Впрочем, то же относится и к офицерам. Капитану Каарне война нужна для продвижения по служебной лестнице. Она для него такое же непременное условие его личного благополучия, как для земледельца хорошая погода. Звание лейтенанта Каарна получил еще за участие в походе на Олонец, но потом войны долго не было — не прибавлялось и звезд на петлицах. Капитаном он стал только в войну 1939-1940 годов и тогда же получил батальон, но с наступлением мира батальонов стало меньше, чем капитанов, и Каарну опять понизили до ротного командира. А он мечтает о карьере и поэтому жаждет не какой-нибудь, а «крепкой войны», при этом твердо усвоив из окружающей милитаристской шумихи, что Финляндия — естественная союзница гитлеровской Германии.

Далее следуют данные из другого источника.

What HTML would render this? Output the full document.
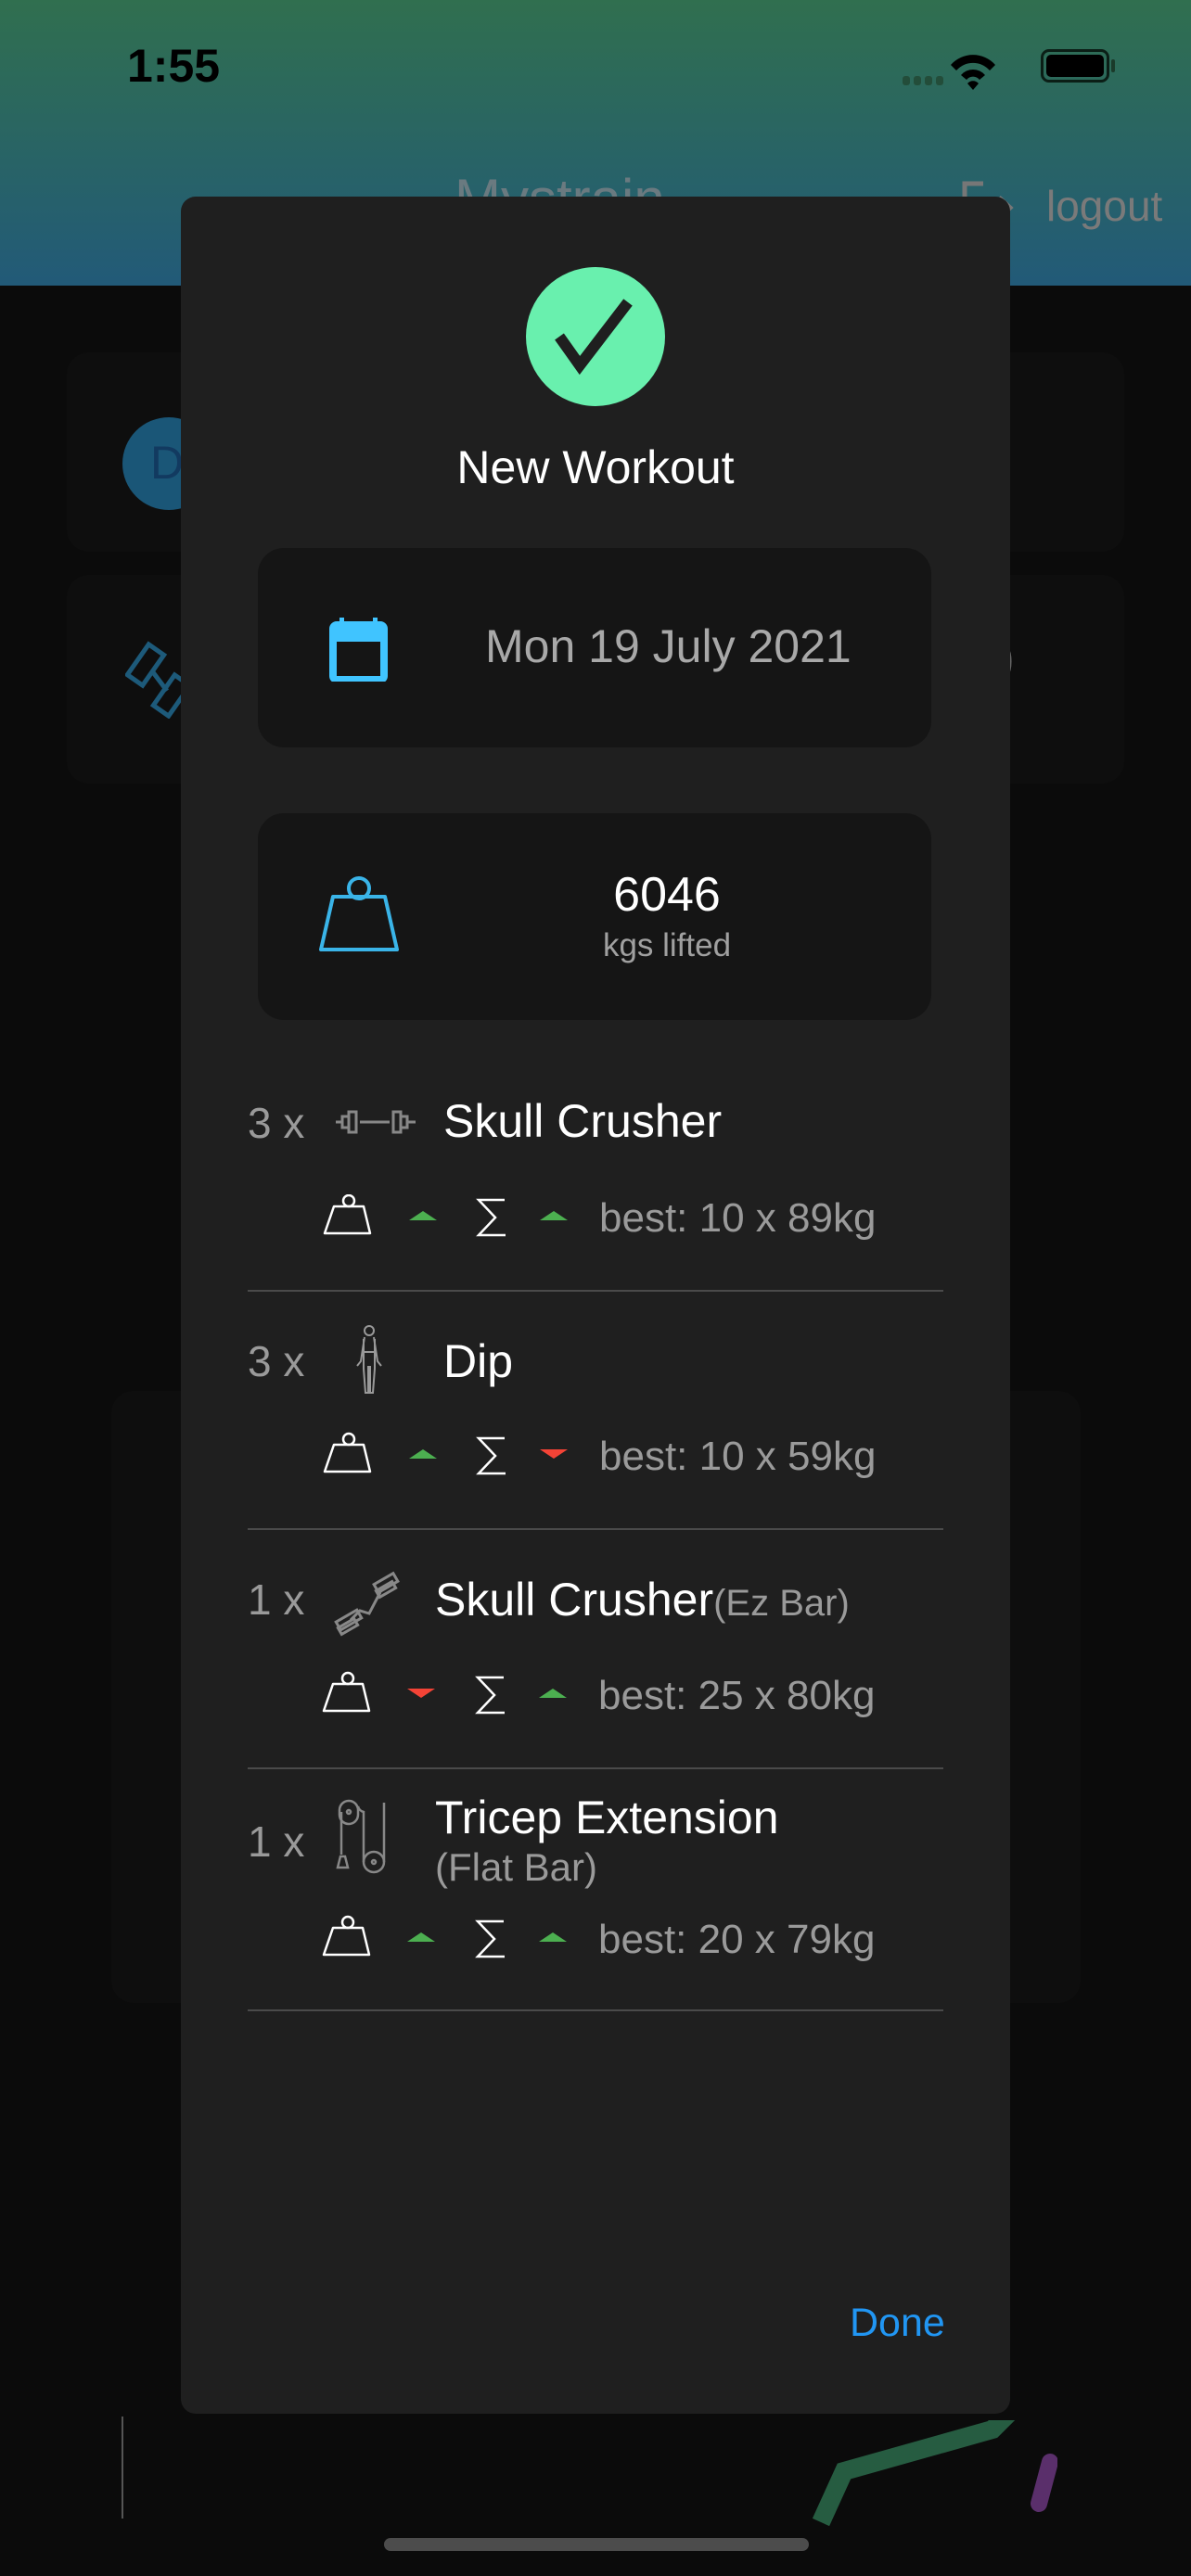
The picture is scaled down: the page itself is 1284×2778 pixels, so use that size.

Своя личная причина воевать есть и у солдата Рокки, образ которого можно считать одним из центральных в романе. Для него это крестьянская привязанность к своей земле. У Рокки был хутор на Карельском перешейке, на территории, отошедшей к Советскому Союзу, и этот хутор он мечтает вернуть. Пока в нем еще теплится надежда, война имеет для него конкретный смысл, а потом он дерется уже с отчаянием обреченного. Здесь необходимо коснуться трагической темы советско-финляндской войны 1939-1940 годов, настолько омрачившей тот этап в отношениях между двумя народами, что вплоть до недавнего времени наша официальная наука не отваживалась на прямой и честный разговор о происшедшем. Еще лет семь-восемь тому назад попытки начать такой разговор сурово пресекались, и только в пору «гласности» стали появляться первые публикации, отвергающие сталинско-молотовскую версию о причинах и инициаторах упомянутой войны, о так называемых «майнильских выстрелах», «териокском правительстве» и т. п. Выясняется истина: да, предвоенные отношения между странами отличались напряженностью, в чем была немалая вина и финских правых кругов, однако сама война все-таки началась по приказу Сталина и являлась по существу агрессивной, захватнической. Известны случаи, когда целые подразделения финской армии, в основном рядовые солдаты, в 1941 году отказывались наступать дальше на восток, за пределы прежней государственной границы, — это было их пониманием восстановления справедливости.